Bij de commissie ligt de vraag voor of de cliënt in zijn klacht kan worden ontvangen, nu de cliënt volgens de zorgaanbieder geen redelijk belang meer heeft bij een inhoudelijke uitspraak van de commissie. De zorgaanbieder heeft aangevoerd de klacht van de cliënt reeds uitgebreid te hebben onderzocht en de betreffende afspraken niet in rekening te hebben gebracht, ondanks daartoe niet gehouden te zijn.
Naar het oordeel van de commissie is de cliënt ontvankelijk in zijn klacht.
Artikel 5 sub e van het Reglement Geschillencommissie Ziekenhuizen ziet op de situatie dat de klacht van een cliënt reeds geheel gegrond is verklaard door de zorgaanbieder in de interne klachtenprocedure en de commissie daaraan niets kan toevoegen. Dit volgt uit vaste jurisprudentie van de commissie, waaronder de uitspraak met referentienummer 225170/248421.
Voor wat betreft de facturen is de zorgaanbieder weliswaar aan de cliënt tegemoetgekomen, maar de cliënt wenst nog steeds een inhoudelijke uitspraak van de commissie ten aanzien van de communicatie met en bejegening door de zorgaanbieder. Nu daarover tussen partijen een verschil van mening bestaat, kan de commissie niet concluderen dat de klacht van de cliënt geheel is opgelost.
In zoverre heeft de cliënt een redelijk belang bij een inhoudelijke uitspraak van de commissie en is hij ontvankelijk in zijn klacht.
Inhoudelijke beoordeling
De klacht van de cliënt over de communicatie en bejegening door de zorgaanbieder ziet op twee verschillende afspraken, te weten 1 juli 2024 en 11 september 2024.
Afspraak 1 juli 2024
Ten aanzien van de afspraak op 1 juli 2024 lopen de lezingen van partijen uiteen. Volgens de zorgaanbieder heeft de cliënt de afspraak afgezegd wegens werkgerelateerde omstandigheden. De cliënt betwist dit en stelt dat hij die dag wel degelijk in het ziekenhuis aanwezig is geweest.
De commissie stelt vast dat, op grond van de overgelegde stukken, niet kan worden vastgesteld wat er precies op 1 juli 2024 heeft plaatsgevonden en wat de reden is dat de afspraak geen doorgang heeft gevonden.
Het is vaste jurisprudentie van de commissie in gevallen als deze waarbij de lezingen van beide partijen uiteenlopen en niet kan worden vastgesteld wat de feitelijke gang van zaken is geweest, dat het verwijt van cliënt op het desbetreffende onderdeel niet gegrond kan worden bevonden.
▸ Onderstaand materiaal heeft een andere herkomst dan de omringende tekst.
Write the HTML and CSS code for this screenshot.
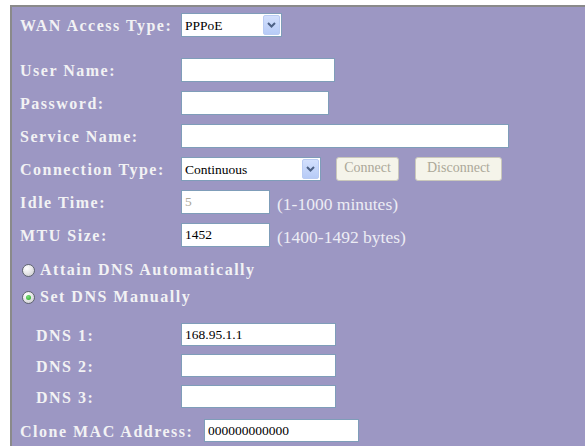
FILE: index.html
```html
<!DOCTYPE html>
<html>
<head>
<meta charset="utf-8">
<title>WAN Setup</title>
<link rel="stylesheet" href="styles.css">
</head>
<body>
<form class="panel">
  <div class="row row-wan">
    <label class="lbl">WAN Access Type:</label>
    <div class="sel sel-wan">
      <select><option>PPPoE</option></select>
      <span class="arrow"><svg width="9" height="6" viewBox="0 0 9 6"><path d="M1 1 L4.5 4.5 L8 1" fill="none" stroke="#4d6185" stroke-width="2"/></svg></span>
    </div>
  </div>

  <div class="stack stack-ppp">
    <div class="row">
      <label class="lbl">User Name:</label>
      <input class="field w-user" type="text">
    </div>
    <div class="row">
      <label class="lbl">Password:</label>
      <input class="field w-pass" type="password">
    </div>
    <div class="row">
      <label class="lbl">Service Name:</label>
      <input class="field w-service" type="text">
    </div>
    <div class="row">
      <label class="lbl">Connection Type:</label>
      <div class="sel sel-conn">
        <select><option>Continuous</option></select>
        <span class="arrow"><svg width="9" height="6" viewBox="0 0 9 6"><path d="M1 1 L4.5 4.5 L8 1" fill="none" stroke="#4d6185" stroke-width="2"/></svg></span>
      </div>
      <button type="button" class="btn btn-connect" disabled>Connect</button>
      <button type="button" class="btn btn-disconnect" disabled>Disconnect</button>
    </div>
    <div class="row">
      <label class="lbl">Idle Time:</label>
      <input class="field w-short" type="text" value="5" disabled>
      <span class="hint">(1-1000 minutes)</span>
    </div>
    <div class="row">
      <label class="lbl">MTU Size:</label>
      <input class="field w-short" type="text" value="1452">
      <span class="hint">(1400-1492 bytes)</span>
    </div>
  </div>

  <div class="stack stack-radio">
    <label class="opt"><input type="radio" name="dns"><span>Attain DNS Automatically</span></label>
    <label class="opt"><input type="radio" name="dns" checked><span>Set DNS Manually</span></label>
  </div>

  <div class="stack stack-dns">
    <div class="row row-dns">
      <label class="lbl lbl-dns">DNS 1:</label>
      <input class="field w-dns" type="text" value="168.95.1.1">
    </div>
    <div class="row row-dns">
      <label class="lbl lbl-dns">DNS 2:</label>
      <input class="field w-dns" type="text">
    </div>
    <div class="row row-dns">
      <label class="lbl lbl-dns">DNS 3:</label>
      <input class="field w-dns" type="text">
    </div>
    <div class="row row-dns row-mac">
      <label class="lbl lbl-mac">Clone MAC Address:</label>
      <input class="field w-dns" type="text" value="000000000000">
    </div>
  </div>
</form>
</body>
</html>
```

FILE: styles.css
```css
html, body {
  margin: 0;
  background: #ffffff;
}

.panel {
  box-sizing: border-box;
  margin: 5px 0 0 10px;
  height: 441px;
  padding: 6px 0 0 8px;
  background: #9c97c3;
  border-top: 2px solid #8a8a8a;
  border-left: 2px solid #8a8a8a;
  display: flex;
  flex-direction: column;
}

.row {
  display: flex;
  align-items: center;
  height: 24px;
}

.lbl {
  flex: none;
  width: 161px;
  padding-top: 2px;
  font: bold 16px "Liberation Serif", serif;
  letter-spacing: 1.5px;
  color: #f2f2f4;
  white-space: nowrap;
}

.stack {
  display: flex;
  flex-direction: column;
}

.stack-ppp {
  margin-top: 21px;
  gap: 9px;
}

.stack-radio {
  margin-top: 10px;
  gap: 1px;
}

.stack-dns {
  margin-top: 13px;
  gap: 8px;
}

.row-dns {
  height: 23px;
}

.row-mac {
  margin-top: 3px;
}

.lbl-dns {
  padding-left: 16px;
  width: 145px;
}

.lbl-mac {
  width: 184px;
}

/* text boxes */
.field {
  box-sizing: border-box;
  height: 100%;
  margin: 0;
  padding: 0 3px;
  border: 1px solid #7f9db9;
  background: #ffffff;
  font: 13.5px "Liberation Serif", serif;
  color: #000000;
  outline: none;
}

.field:disabled {
  color: #aca899;
  background: #ffffff;
}

.w-user { width: 154px; }
.w-pass { width: 148px; }
.w-service { width: 328px; }
.w-short { width: 89px; }
.w-dns { width: 155px; }

/* drop-down lists */
.sel {
  position: relative;
  height: 24px;
  box-sizing: border-box;
}

.sel select {
  appearance: none;
  -webkit-appearance: none;
  box-sizing: border-box;
  width: 100%;
  height: 100%;
  margin: 0;
  padding: 0 0 0 3px;
  border: 1px solid #7f9db9;
  border-radius: 0;
  background: #ffffff;
  font: 13.5px "Liberation Serif", serif;
  color: #000000;
  outline: none;
}

.sel-wan { width: 101px; }
.sel-conn { width: 140px; }

.arrow {
  position: absolute;
  right: 2px;
  top: 2px;
  bottom: 2px;
  width: 17px;
  box-sizing: border-box;
  border: 1px solid #b9cbf3;
  border-radius: 2px;
  background: linear-gradient(#d3e0fd, #b7cbf7);
  display: flex;
  align-items: center;
  justify-content: center;
  pointer-events: none;
}

/* buttons */
.btn {
  box-sizing: border-box;
  height: 24px;
  padding: 0 0 3px;
  border: 1px solid #cac8bb;
  border-radius: 3px;
  background: #f5f4ea;
  color: #aca899;
  font: 14px "Liberation Serif", serif;
}

.btn-connect {
  width: 63px;
  margin-left: 15px;
}

.btn-disconnect {
  width: 87px;
  margin-left: 16px;
}

.hint {
  margin-left: 7px;
  padding-top: 5px;
  font: 17.5px "Liberation Serif", serif;
  color: #ececf4;
  white-space: nowrap;
}

/* radio options */
.opt {
  display: flex;
  align-items: center;
  height: 26px;
  padding-left: 2px;
  font: bold 16px "Liberation Serif", serif;
  letter-spacing: 1.5px;
  color: #f2f2f4;
}

.opt input {
  appearance: none;
  -webkit-appearance: none;
  box-sizing: border-box;
  flex: none;
  width: 13px;
  height: 13px;
  margin: 0 5px 0 0;
  border: 1px solid #5f6470;
  border-radius: 50%;
  background: radial-gradient(circle at 35% 30%, #ffffff 0%, #e9e9ea 45%, #c4c4c8 100%);
  display: grid;
  place-items: center;
}

.opt input:checked::after {
  content: "";
  width: 5px;
  height: 5px;
  border-radius: 50%;
  background: radial-gradient(circle at 40% 35%, #7be07b, #24a424);
}
```
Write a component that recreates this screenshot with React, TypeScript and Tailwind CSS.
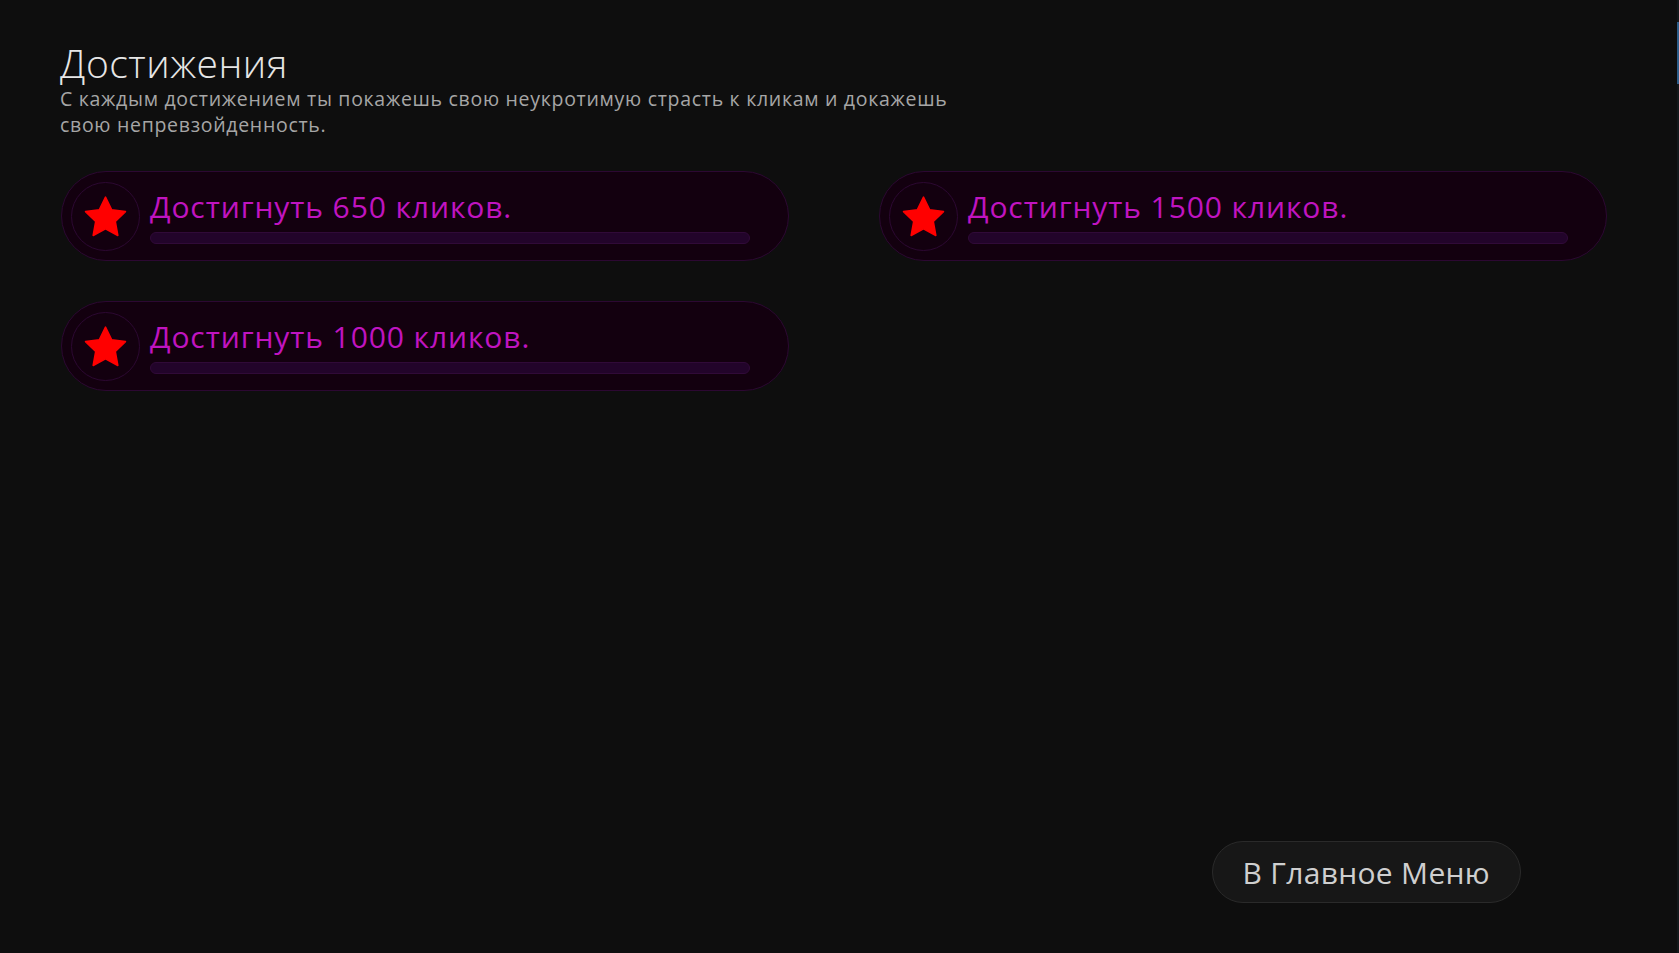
import React from 'react';

type Achievement = {
    id: number;
    title: string;
    progress: number;
};

const achievements: Achievement[] = [
    { id: 1, title: 'Достигнуть 650 кликов.', progress: 0 },
    { id: 2, title: 'Достигнуть 1500 кликов.', progress: 0 },
    { id: 3, title: 'Достигнуть 1000 кликов.', progress: 0 },
];

const Star: React.FC = () => (
    <svg width="47" height="45" viewBox="0 0 24 23" className="block">
        <polygon
            points="12,1.6 15.1,8 22.2,9 17,14 18.3,21.2 12,17.8 5.7,21.2 7,14 1.8,9 8.9,8"
            fill="#ff0000"
            stroke="#ff0000"
            strokeWidth="0.8"
            strokeLinejoin="round"
        />
    </svg>
);

const AchievementCard: React.FC<{ item: Achievement }> = ({ item }) => (
    <div className="h-[90px] rounded-full border border-[#2c0832] bg-[#13000f] flex items-center pl-[9px] pr-[38px] gap-[10px]">
        <div className="w-[69px] h-[69px] shrink-0 rounded-full border border-[#2c0832] flex items-center justify-center">
            <Star />
        </div>
        <div className="flex-1 flex flex-col gap-[9px] pt-[2px]">
            <h3 className="text-[30px] leading-[32px] text-[#c014c0] tracking-[0.9px]">{item.title}</h3>
            <div className="h-[12px] rounded-full bg-[#22042a] border border-[#300a38]">
                <div className="h-full rounded-full bg-[#c014c0]" style={{ width: `${item.progress}%` }} />
            </div>
        </div>
    </div>
);

const App: React.FC = () => {
    return (
        <div className="min-h-screen w-full bg-[#0e0e0e] flex font-['Open_Sans','Noto_Sans',sans-serif]">
            <div className="flex-1 flex flex-col pl-[60px] pr-[70px] pt-[41px] pb-[50px]">
                <header>
                    <h1 className="text-[39px] leading-[44px] font-light text-[#e6e6e6] tracking-[0.5px]">Достижения</h1>
                    <p className="text-[19.5px] leading-[26px] text-[#a6a6a6] tracking-[0.7px] mt-[1px]">
                        С каждым достижением ты покажешь свою неукротимую страсть к кликам и докажешь
                        <br />
                        свою непревзойденность.
                    </p>
                </header>

                <div className="grid grid-cols-2 gap-x-[90px] gap-y-[40px] mt-[33px] ml-[1px]">
                    {achievements.map(a => (
                        <AchievementCard key={a.id} item={a} />
                    ))}
                </div>

                <div className="mt-auto flex justify-end pr-[86px]">
                    <button className="h-[62px] px-[30px] rounded-full bg-[#171717] border border-[#2a2a2a] text-[30px] tracking-[0.3px] text-[#cfcfcf] cursor-pointer">
                        В Главное Меню
                    </button>
                </div>
            </div>

            <aside className="w-[2px] bg-[#13181b] shrink-0">
                <div className="mt-[22px] h-[62px] bg-[#2d5d8a]" />
            </aside>
        </div>
    );
};

export default App;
Dit oordeel berust niet op het uitgangspunt dat het woord van cliënt minder geloof verdient dan dat van de zorgaanbieder, maar op de omstandigheid dat voor een oordeel of onzorgvuldig is gehandeld eerst moet worden vastgesteld welke feiten daaraan ten grondslag gelegd kunnen worden. Deze feiten kan de commissie niet vaststellen.
Dit klachtonderdeel kan dan ook niet gegrond worden verklaard.
Afspraak 11 september 2024
Ten aanzien van de afspraak op 11 september 2024 merkt de commissie op dat sprake is geweest van een ongelukkige samenloop van omstandigheden. De cliënt stelt naar de verkeerde gang te zijn verwezen, terwijl de juiste locatie volgens de zorgaanbieder op de afspraakkaart stond. De arts trof de cliënt ten tijde van de afspraak niet aan in de wachtkamer, waarna zij de cliënt is gaan bellen en hem is gaan zoeken.
Hoe het ook zij, toen de betreffende arts de cliënt had gevonden, heeft zij de cliënt uitgenodigd om alsnog de afspraak plaats te laten vinden. De cliënt heeft dit echter zelf geweigerd, waarna hij volgens de zorgaanbieder boos is vertrokken. De cliënt heeft dit niet weersproken. Dat de afspraak op 11 september 2024 geen plaats heeft gevonden, is dan ook niet aan de zorgaanbieder te wijten.
De commissie verklaart de klachten van de cliënt ongegrond.
Derhalve wordt als volgt beslist.
Beslissing
De commissie:
– verklaart de cliënt ontvankelijk in zijn klachten;
– verklaart de klachten van de cliënt ongegrond.
Aldus beslist door de Geschillencommissie Ziekenhuizen, bestaande uit mevrouw mr. A.D.R.M. Boumans, voorzitter, mevrouw drs. M.L.T.B.M. Köhlen, de heer mr. R.P. Gerzon, leden, in aanwezigheid van mevrouw mr. S.M.E. Balfoort, secretaris, op 18 augustus 2025.